PROBLEM TO SOLVE
Output the full listing below exactly, without the pictures.

Recorded data
*-*-*

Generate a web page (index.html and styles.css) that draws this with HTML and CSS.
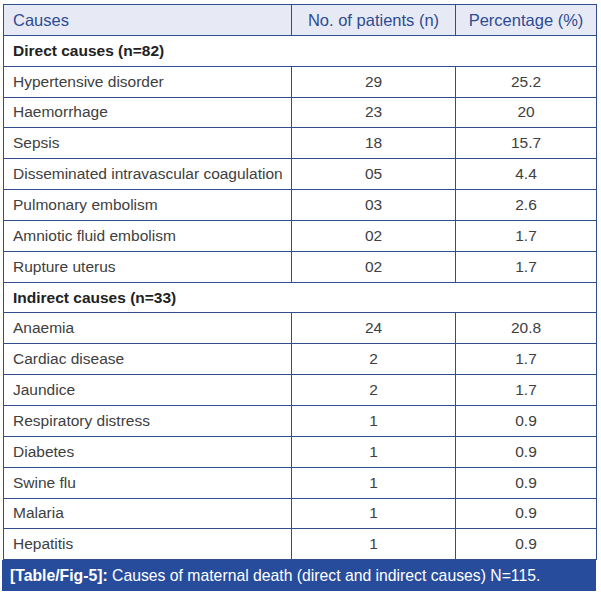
FILE: index.html
```html
<!DOCTYPE html>
<html>
<head>
<meta charset="utf-8">
<link rel="stylesheet" href="styles.css">
</head>
<body>
<div class="wrap">
<table class="tbl">
  <colgroup><col class="c1"><col class="c2"><col class="c3"></colgroup>
  <thead>
    <tr><th>Causes</th><th class="num">No. of patients (n)</th><th class="num">Percentage (%)</th></tr>
  </thead>
  <tbody>
    <tr class="sec"><td>Direct causes (n=82)</td><td></td><td></td></tr>
    <tr><td>Hypertensive disorder</td><td class="num">29</td><td class="num">25.2</td></tr>
    <tr><td>Haemorrhage</td><td class="num">23</td><td class="num">20</td></tr>
    <tr><td>Sepsis</td><td class="num">18</td><td class="num">15.7</td></tr>
    <tr><td>Disseminated intravascular coagulation</td><td class="num">05</td><td class="num">4.4</td></tr>
    <tr><td>Pulmonary embolism</td><td class="num">03</td><td class="num">2.6</td></tr>
    <tr><td>Amniotic fluid embolism</td><td class="num">02</td><td class="num">1.7</td></tr>
    <tr><td>Rupture uterus</td><td class="num">02</td><td class="num">1.7</td></tr>
    <tr class="sec"><td>Indirect causes (n=33)</td><td></td><td></td></tr>
    <tr><td>Anaemia</td><td class="num">24</td><td class="num">20.8</td></tr>
    <tr><td>Cardiac disease</td><td class="num">2</td><td class="num">1.7</td></tr>
    <tr><td>Jaundice</td><td class="num">2</td><td class="num">1.7</td></tr>
    <tr><td>Respiratory distress</td><td class="num">1</td><td class="num">0.9</td></tr>
    <tr><td>Diabetes</td><td class="num">1</td><td class="num">0.9</td></tr>
    <tr><td>Swine flu</td><td class="num">1</td><td class="num">0.9</td></tr>
    <tr><td>Malaria</td><td class="num">1</td><td class="num">0.9</td></tr>
    <tr><td>Hepatitis</td><td class="num">1</td><td class="num">0.9</td></tr>
  </tbody>
</table>
<div class="caption"><b>[Table/Fig-5]:</b> Causes of maternal death (direct and indirect causes) N=115.</div>
</div>
</body>
</html>
```

FILE: styles.css
```css
html, body {
  margin: 0;
  padding: 0;
  background: #ffffff;
}
body {
  font-family: "Liberation Sans", Arial, sans-serif;
}
.wrap {
  padding: 4px 0 0 3px;
  width: 593px;
}
.tbl {
  border-collapse: collapse;
  width: 593px;
  table-layout: fixed;
  font-size: 15.5px;
  color: #404040;
}
.c1 { width: 288px; }
.c2 { width: 164px; }
.c3 { width: 141px; }
.tbl th, .tbl td {
  border: 1px solid #2f4d8f;
  height: 30.85px;
  padding: 0 0 0 9px;
  box-sizing: border-box;
  text-align: left;
  white-space: nowrap;
  line-height: 18px;
}
.tbl th {
  background: #e7eaf4;
  color: #2d4b93;
  font-weight: normal;
  font-size: 16.5px;
}
.tbl th.num, .tbl td.num {
  text-align: center;
  padding: 0;
}
.tbl .sec td {
  color: #222222;
  font-weight: bold;
}
.tbl .sec td:first-child {
  border-right: none;
}
.tbl .sec td:nth-child(2) {
  border-left: none;
  border-right: none;
}
.tbl .sec td:nth-child(3) {
  border-left: none;
}
.caption {
  margin-left: -1px;
  width: 594px;
  height: 31px;
  box-sizing: border-box;
  background: #284c9c;
  color: #ffffff;
  font-size: 15.75px;
  line-height: 31px;
  padding-left: 8px;
  white-space: nowrap;
}
.caption b {
  font-weight: bold;
}
```
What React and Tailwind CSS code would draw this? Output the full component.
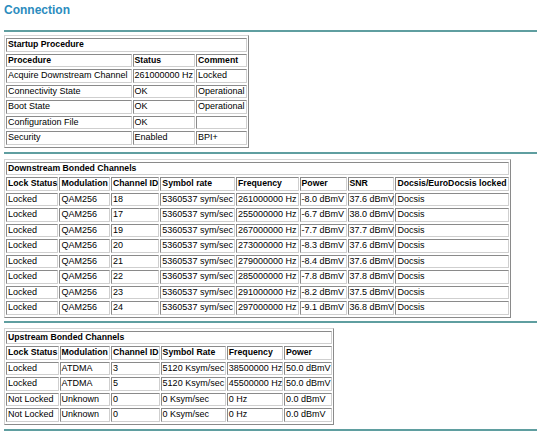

*-*-*

WRITTEN SOLUTION
Generate a web page (index.html and styles.css) that draws this with HTML and CSS.
FILE: index.html
```html
<!DOCTYPE html>
<html>
<head>
<meta charset="utf-8">
<link rel="stylesheet" href="styles.css">
</head>
<body>
<div class="wrap">
<table class="tbl">
  <colgroup><col class="c1"><col class="c2"><col class="c3"></colgroup>
  <thead>
    <tr><th>Causes</th><th class="num">No. of patients (n)</th><th class="num">Percentage (%)</th></tr>
  </thead>
  <tbody>
    <tr class="sec"><td>Direct causes (n=82)</td><td></td><td></td></tr>
    <tr><td>Hypertensive disorder</td><td class="num">29</td><td class="num">25.2</td></tr>
    <tr><td>Haemorrhage</td><td class="num">23</td><td class="num">20</td></tr>
    <tr><td>Sepsis</td><td class="num">18</td><td class="num">15.7</td></tr>
    <tr><td>Disseminated intravascular coagulation</td><td class="num">05</td><td class="num">4.4</td></tr>
    <tr><td>Pulmonary embolism</td><td class="num">03</td><td class="num">2.6</td></tr>
    <tr><td>Amniotic fluid embolism</td><td class="num">02</td><td class="num">1.7</td></tr>
    <tr><td>Rupture uterus</td><td class="num">02</td><td class="num">1.7</td></tr>
    <tr class="sec"><td>Indirect causes (n=33)</td><td></td><td></td></tr>
    <tr><td>Anaemia</td><td class="num">24</td><td class="num">20.8</td></tr>
    <tr><td>Cardiac disease</td><td class="num">2</td><td class="num">1.7</td></tr>
    <tr><td>Jaundice</td><td class="num">2</td><td class="num">1.7</td></tr>
    <tr><td>Respiratory distress</td><td class="num">1</td><td class="num">0.9</td></tr>
    <tr><td>Diabetes</td><td class="num">1</td><td class="num">0.9</td></tr>
    <tr><td>Swine flu</td><td class="num">1</td><td class="num">0.9</td></tr>
    <tr><td>Malaria</td><td class="num">1</td><td class="num">0.9</td></tr>
    <tr><td>Hepatitis</td><td class="num">1</td><td class="num">0.9</td></tr>
  </tbody>
</table>
<div class="caption"><b>[Table/Fig-5]:</b> Causes of maternal death (direct and indirect causes) N=115.</div>
</div>
</body>
</html>
```

FILE: styles.css
```css
html, body {
  margin: 0;
  padding: 0;
  background: #ffffff;
}
body {
  font-family: "Liberation Sans", Arial, sans-serif;
}
.wrap {
  padding: 4px 0 0 3px;
  width: 593px;
}
.tbl {
  border-collapse: collapse;
  width: 593px;
  table-layout: fixed;
  font-size: 15.5px;
  color: #404040;
}
.c1 { width: 288px; }
.c2 { width: 164px; }
.c3 { width: 141px; }
.tbl th, .tbl td {
  border: 1px solid #2f4d8f;
  height: 30.85px;
  padding: 0 0 0 9px;
  box-sizing: border-box;
  text-align: left;
  white-space: nowrap;
  line-height: 18px;
}
.tbl th {
  background: #e7eaf4;
  color: #2d4b93;
  font-weight: normal;
  font-size: 16.5px;
}
.tbl th.num, .tbl td.num {
  text-align: center;
  padding: 0;
}
.tbl .sec td {
  color: #222222;
  font-weight: bold;
}
.tbl .sec td:first-child {
  border-right: none;
}
.tbl .sec td:nth-child(2) {
  border-left: none;
  border-right: none;
}
.tbl .sec td:nth-child(3) {
  border-left: none;
}
.caption {
  margin-left: -1px;
  width: 594px;
  height: 31px;
  box-sizing: border-box;
  background: #284c9c;
  color: #ffffff;
  font-size: 15.75px;
  line-height: 31px;
  padding-left: 8px;
  white-space: nowrap;
}
.caption b {
  font-weight: bold;
}
```
What React and Tailwind CSS code would draw this? Output the full component.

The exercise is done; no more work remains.